## [Materials provided]
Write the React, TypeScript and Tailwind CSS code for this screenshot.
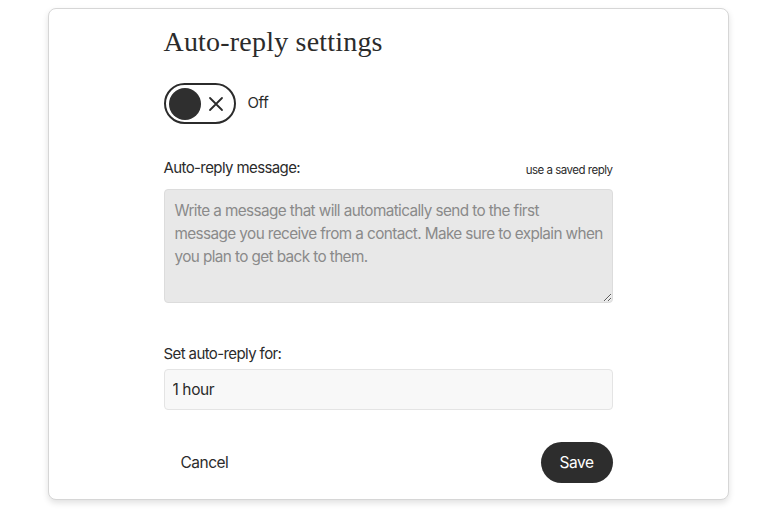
import { useState } from 'react'

const sans = "font-['Inter','Liberation_Sans',sans-serif]"

export default function App() {
  const [on, setOn] = useState(false)
  const [hours, setHours] = useState('1 hour')

  return (
    <div className={`min-h-screen bg-white pt-2 ${sans}`}>
      <div className="mx-auto w-[681px] h-[492px] rounded-lg border border-[#d6d6d6] bg-white shadow-[0_3px_6px_rgba(0,0,0,0.12)] px-[115px] pt-[17px]">
        <h1 className="font-['Liberation_Serif',serif] text-[28px] leading-8 text-[#2b2b2b] tracking-[0.2px]">Auto-reply settings</h1>

        {/* toggle */}
        <div className="mt-[25px] flex items-center gap-3">
          <button onClick={() => setOn(!on)}
            className="w-[72px] h-[41px] rounded-full border-2 border-[#2b2b2b] flex items-center justify-between pl-[3px] pr-[10px]">
            <span className="w-[32px] h-[32px] rounded-full bg-[#2f2f2f]" />
            <svg width="16" height="16" viewBox="0 0 16 16" fill="none" stroke="#2b2b2b" strokeWidth="1.8" strokeLinecap="round">
              <path d="M2 2L14 14M14 2L2 14" />
            </svg>
          </button>
          <span className="text-[15px] text-[#2b2b2b] tracking-tight">{on ? 'On' : 'Off'}</span>
        </div>

        {/* message */}
        <div className="mt-[33px] flex items-end justify-between">
          <label className="text-[15px] text-[#2b2b2b] tracking-[-0.6px]">Auto-reply message:</label>
          <span className="text-[11.5px] text-[#2b2b2b] tracking-[-0.5px]">use a saved reply</span>
        </div>
        <textarea
          className="mt-[9px] block w-full h-[114px] rounded-[4px] border border-[#dcdcdc] bg-[#e8e8e8] pl-[10px] pr-[2px] py-[9px] text-[15.3px] leading-[23px] tracking-[-0.6px] text-[#2b2b2b] placeholder:text-[#8a8a8a] outline-none"
          placeholder={'Write a message that will automatically send to the first\nmessage you receive from a contact. Make sure to explain when\nyou plan to get back to them.'}
        />

        {/* duration */}
        <label className="mt-[40px] block text-[15px] text-[#2b2b2b] tracking-[-0.6px]">Set auto-reply for:</label>
        <input value={hours} onChange={e => setHours(e.target.value)}
          className="mt-[4px] block w-full h-[41px] rounded-[4px] border border-[#e4e4e4] bg-[#f8f8f8] px-[8px] text-[15.5px] text-[#2b2b2b] tracking-[-0.4px] outline-none" />

        {/* actions */}
        <div className="mt-[32px] flex items-center justify-between">
          <button className="px-[17px] h-[41px] text-[15.5px] text-[#2b2b2b] tracking-[-0.5px]">Cancel</button>
          <button className="w-[72px] h-[41px] rounded-full bg-[#2d2d2d] text-white text-[15.5px] tracking-[-0.5px]">Save</button>
        </div>
      </div>
    </div>
  )
}
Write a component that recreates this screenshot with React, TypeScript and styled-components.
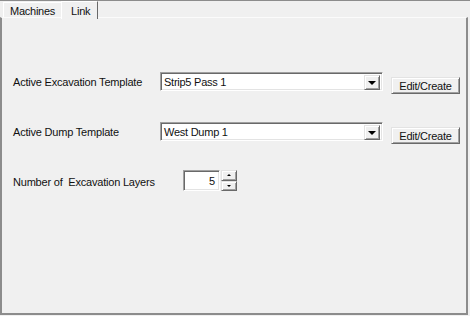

## [Instruction]
Could you repeat all of the material exactly? Pictures should not be copied.

## [Full solution]
Write the React, TypeScript and Tailwind CSS code for this screenshot.
import { useState } from 'react'

const sans = "font-['Inter','Liberation_Sans',sans-serif]"

export default function App() {
  const [on, setOn] = useState(false)
  const [hours, setHours] = useState('1 hour')

  return (
    <div className={`min-h-screen bg-white pt-2 ${sans}`}>
      <div className="mx-auto w-[681px] h-[492px] rounded-lg border border-[#d6d6d6] bg-white shadow-[0_3px_6px_rgba(0,0,0,0.12)] px-[115px] pt-[17px]">
        <h1 className="font-['Liberation_Serif',serif] text-[28px] leading-8 text-[#2b2b2b] tracking-[0.2px]">Auto-reply settings</h1>

        {/* toggle */}
        <div className="mt-[25px] flex items-center gap-3">
          <button onClick={() => setOn(!on)}
            className="w-[72px] h-[41px] rounded-full border-2 border-[#2b2b2b] flex items-center justify-between pl-[3px] pr-[10px]">
            <span className="w-[32px] h-[32px] rounded-full bg-[#2f2f2f]" />
            <svg width="16" height="16" viewBox="0 0 16 16" fill="none" stroke="#2b2b2b" strokeWidth="1.8" strokeLinecap="round">
              <path d="M2 2L14 14M14 2L2 14" />
            </svg>
          </button>
          <span className="text-[15px] text-[#2b2b2b] tracking-tight">{on ? 'On' : 'Off'}</span>
        </div>

        {/* message */}
        <div className="mt-[33px] flex items-end justify-between">
          <label className="text-[15px] text-[#2b2b2b] tracking-[-0.6px]">Auto-reply message:</label>
          <span className="text-[11.5px] text-[#2b2b2b] tracking-[-0.5px]">use a saved reply</span>
        </div>
        <textarea
          className="mt-[9px] block w-full h-[114px] rounded-[4px] border border-[#dcdcdc] bg-[#e8e8e8] pl-[10px] pr-[2px] py-[9px] text-[15.3px] leading-[23px] tracking-[-0.6px] text-[#2b2b2b] placeholder:text-[#8a8a8a] outline-none"
          placeholder={'Write a message that will automatically send to the first\nmessage you receive from a contact. Make sure to explain when\nyou plan to get back to them.'}
        />

        {/* duration */}
        <label className="mt-[40px] block text-[15px] text-[#2b2b2b] tracking-[-0.6px]">Set auto-reply for:</label>
        <input value={hours} onChange={e => setHours(e.target.value)}
          className="mt-[4px] block w-full h-[41px] rounded-[4px] border border-[#e4e4e4] bg-[#f8f8f8] px-[8px] text-[15.5px] text-[#2b2b2b] tracking-[-0.4px] outline-none" />

        {/* actions */}
        <div className="mt-[32px] flex items-center justify-between">
          <button className="px-[17px] h-[41px] text-[15.5px] text-[#2b2b2b] tracking-[-0.5px]">Cancel</button>
          <button className="w-[72px] h-[41px] rounded-full bg-[#2d2d2d] text-white text-[15.5px] tracking-[-0.5px]">Save</button>
        </div>
      </div>
    </div>
  )
}
Write a component that recreates this screenshot with React, TypeScript and styled-components.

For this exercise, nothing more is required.